-- START --

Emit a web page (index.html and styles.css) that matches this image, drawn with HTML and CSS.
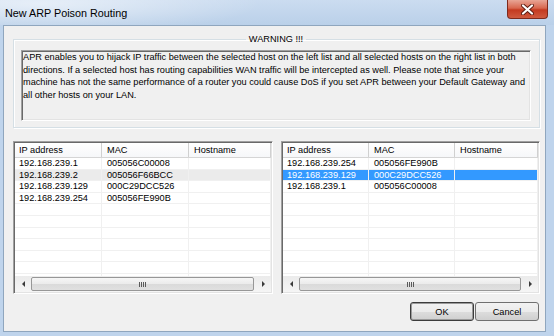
FILE: index.html
```html
<!DOCTYPE html>
<html lang="en">
<head>
    <meta charset="UTF-8">
    <title>New ARP Poison Routing</title>
    <link rel="stylesheet" href="styles.css">
</head>
<body>
    <div class="window">
        <div class="titlebar">
            <span class="title">New ARP Poison Routing</span>
            <button class="close">
                <svg width="13" height="11" viewBox="0 0 13 11">
                    <path d="M2 1.5 L11 9.5 M11 1.5 L2 9.5" stroke="#5b1c12" stroke-width="4" stroke-linecap="round"/>
                    <path d="M2 1.5 L11 9.5 M11 1.5 L2 9.5" stroke="#ffffff" stroke-width="2.2" stroke-linecap="round"/>
                </svg>
            </button>
        </div>

        <div class="frame">
            <div class="client">
                <fieldset class="group">
                    <legend>WARNING !!!</legend>
                    <div class="edit">APR enables you to hijack IP traffic between the selected host on the left list and all selected hosts on the right list in both<br>directions. If a selected host has routing capabilities WAN traffic will be intercepted as well. Please note that since your<br>machine has not the same performance of a router you could cause DoS if you set APR between your Default Gateway and<br>all other hosts on your LAN.</div>
                </fieldset>

                <div class="lists">
                    <!-- left list: all hosts -->
                    <div class="listview left">
                        <div class="lv-head"><span>IP address</span><span>MAC</span><span>Hostname</span></div>
                        <div class="lv-body">
                            <div class="lv-row"><span>192.168.239.1</span><span>005056C00008</span><span></span></div>
                            <div class="lv-row inactive"><span>192.168.239.2</span><span>005056F66BCC</span><span></span></div>
                            <div class="lv-row"><span>192.168.239.129</span><span>000C29DCC526</span><span></span></div>
                            <div class="lv-row"><span>192.168.239.254</span><span>005056FE990B</span><span></span></div>
                            <div class="lv-row"><span></span><span></span><span></span></div>
                            <div class="lv-row"><span></span><span></span><span></span></div>
                            <div class="lv-row"><span></span><span></span><span></span></div>
                            <div class="lv-row"><span></span><span></span><span></span></div>
                            <div class="lv-row"><span></span><span></span><span></span></div>
                            <div class="lv-row"><span></span><span></span><span></span></div>
                            <div class="lv-row"><span></span><span></span><span></span></div>
                        </div>
                        <div class="hscroll">
                            <div class="arrow l"></div>
                            <div class="thumb"></div>
                            <div class="arrow r"></div>
                        </div>
                    </div>

                    <!-- right list: hosts to poison -->
                    <div class="listview right">
                        <div class="lv-head"><span>IP address</span><span>MAC</span><span>Hostname</span></div>
                        <div class="lv-body">
                            <div class="lv-row"><span>192.168.239.254</span><span>005056FE990B</span><span></span></div>
                            <div class="lv-row sel"><span>192.168.239.129</span><span>000C29DCC526</span><span></span></div>
                            <div class="lv-row"><span>192.168.239.1</span><span>005056C00008</span><span></span></div>
                            <div class="lv-row"><span></span><span></span><span></span></div>
                            <div class="lv-row"><span></span><span></span><span></span></div>
                            <div class="lv-row"><span></span><span></span><span></span></div>
                            <div class="lv-row"><span></span><span></span><span></span></div>
                            <div class="lv-row"><span></span><span></span><span></span></div>
                            <div class="lv-row"><span></span><span></span><span></span></div>
                            <div class="lv-row"><span></span><span></span><span></span></div>
                            <div class="lv-row"><span></span><span></span><span></span></div>
                        </div>
                        <div class="hscroll">
                            <div class="arrow l"></div>
                            <div class="thumb"></div>
                            <div class="arrow r"></div>
                        </div>
                    </div>
                </div>

                <div class="buttons">
                    <button class="btn default">OK</button>
                    <button class="btn">Cancel</button>
                </div>
            </div>
        </div>
    </div>
</body>
</html>
```

FILE: styles.css
```css
body {
    margin: 0;
    font-family: "Liberation Sans", Arial, sans-serif;
    font-size: 9.2px;
    color: #000000;
}
.window {
    width: 554px;
    height: 336px;
    display: flex;
    flex-direction: column;
    background: #bfd4ec;
}
.titlebar {
    height: 25px;
    flex: none;
    display: flex;
    justify-content: space-between;
    align-items: flex-start;
    background: radial-gradient(ellipse 220px 30px at 40px 4px, rgba(255,255,255,0.55), rgba(255,255,255,0) 100%),
                linear-gradient(#cbdcf0, #bad0e9);
}
.title {
    font-size: 10.8px;
    line-height: 13px;
    padding: 7px 0 0 5px;
}
.close {
    width: 41px;
    height: 19px;
    margin-right: 6px;
    padding: 0;
    border: 1px solid #7e2a1c;
    border-top: none;
    border-radius: 0 0 4px 4px;
    background: linear-gradient(#e8a595, #d8674f 45%, #c43a20 55%, #cf5a3f);
    display: flex;
    align-items: center;
    justify-content: center;
}
.frame {
    flex: 1;
    display: flex;
    padding: 0 8px 4px 3px;
}
.client {
    flex: 1;
    display: flex;
    flex-direction: column;
    border: 1px solid #8fa6be;
    background: #f0f0f0;
    padding: 7px 5px 10px 9px;
}
.group {
    margin: 0;
    padding: 5px 8px 6px 7px;
    border: 1px solid #d5dfe5;
    box-shadow: inset 1px 1px #ffffff, 1px 1px #ffffff;
    min-width: 0;
}
.group legend {
    margin: 0 auto;
    padding: 0 3px;
    line-height: 12px;
}
.edit {
    height: 71px;
    box-sizing: border-box;
    border: 1px solid;
    border-color: #a0a0a0 #ffffff #ffffff #a0a0a0;
    box-shadow: inset 1px 1px #696969, inset -1px -1px #e3e3e3;
    padding: 0 1px 0 1px;
    line-height: 12.7px;
    white-space: nowrap;
    overflow: hidden;
}
.lists {
    margin-top: 13px;
    height: 153px;
    display: grid;
    grid-template-columns: 260px 259px;
    gap: 8px;
}
.listview {
    border: 1px solid;
    border-color: #a0a0a0 #ffffff #ffffff #a0a0a0;
    box-shadow: inset 1px 1px #696969, inset -1px -1px #e3e3e3;
    padding: 1px;
    background: #ffffff;
    display: flex;
    flex-direction: column;
    overflow: hidden;
}
.lv-head,
.lv-row {
    display: grid;
}
.left .lv-head,
.left .lv-row {
    grid-template-columns: 87px 87px 1fr;
}
.right .lv-head,
.right .lv-row {
    grid-template-columns: 86px 86px 1fr;
}
.lv-head {
    height: 15px;
    flex: none;
    box-sizing: border-box;
    border-bottom: 1px solid #d5d5d5;
    background: linear-gradient(#ffffff, #f6f7f9);
}
.lv-head span {
    line-height: 14px;
    padding-left: 4px;
    border-right: 1px solid #d0d0d0;
}
.lv-head span + span,
.lv-row span + span {
    padding-left: 5px;
}
.lv-body {
    flex: 1;
    overflow: hidden;
}
.lv-row {
    height: 11.6px;
    box-sizing: border-box;
    border-bottom: 1px solid #f0f0f0;
}
.lv-row span {
    line-height: 11px;
    padding-left: 4px;
    border-right: 1px solid #f0f0f0;
    white-space: nowrap;
    overflow: hidden;
}
.lv-row.inactive {
    background: #ebebeb;
}
.lv-row.sel {
    background: #3399ff;
    color: #ffffff;
}
.hscroll {
    height: 16px;
    flex: none;
    display: flex;
    background: linear-gradient(#ebebeb, #f5f5f5);
}
.arrow {
    width: 16px;
    display: flex;
    align-items: center;
    justify-content: center;
}
.arrow::before {
    content: "";
    border-top: 3px solid transparent;
    border-bottom: 3px solid transparent;
}
.arrow.l::before {
    border-right: 3px solid #3a3a3a;
}
.arrow.r::before {
    border-left: 3px solid #3a3a3a;
}
.thumb {
    flex: 1;
    margin: 1px 1px 1px 0;
    border: 1px solid #979797;
    border-radius: 2px;
    background: linear-gradient(#f6f6f6, #ebebeb 50%, #dadada 51%, #e0e0e0);
    display: flex;
    align-items: center;
    justify-content: center;
}
.thumb::after {
    content: "";
    width: 7px;
    height: 5px;
    background: repeating-linear-gradient(90deg, #5a5a5a 0 1px, transparent 1px 2px);
}
.buttons {
    margin-top: 8px;
    display: flex;
    justify-content: flex-end;
    gap: 1px;
    padding-right: 1px;
}
.btn {
    width: 64px;
    height: 19px;
    padding: 0;
    font: inherit;
    color: #000000;
    border: 1px solid #707070;
    border-radius: 3px;
    background: linear-gradient(#f2f2f2, #ebebeb 50%, #dddddd 51%, #cfcfcf);
}
.btn.default {
    border-color: #3c3c3c;
    box-shadow: inset 0 0 0 1px #9a9a9a;
}
```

-- END --

» The problem: A line counts if it holds the word "styles". Work out how many lines in the listing count, and give only that number.

» Written answer: 3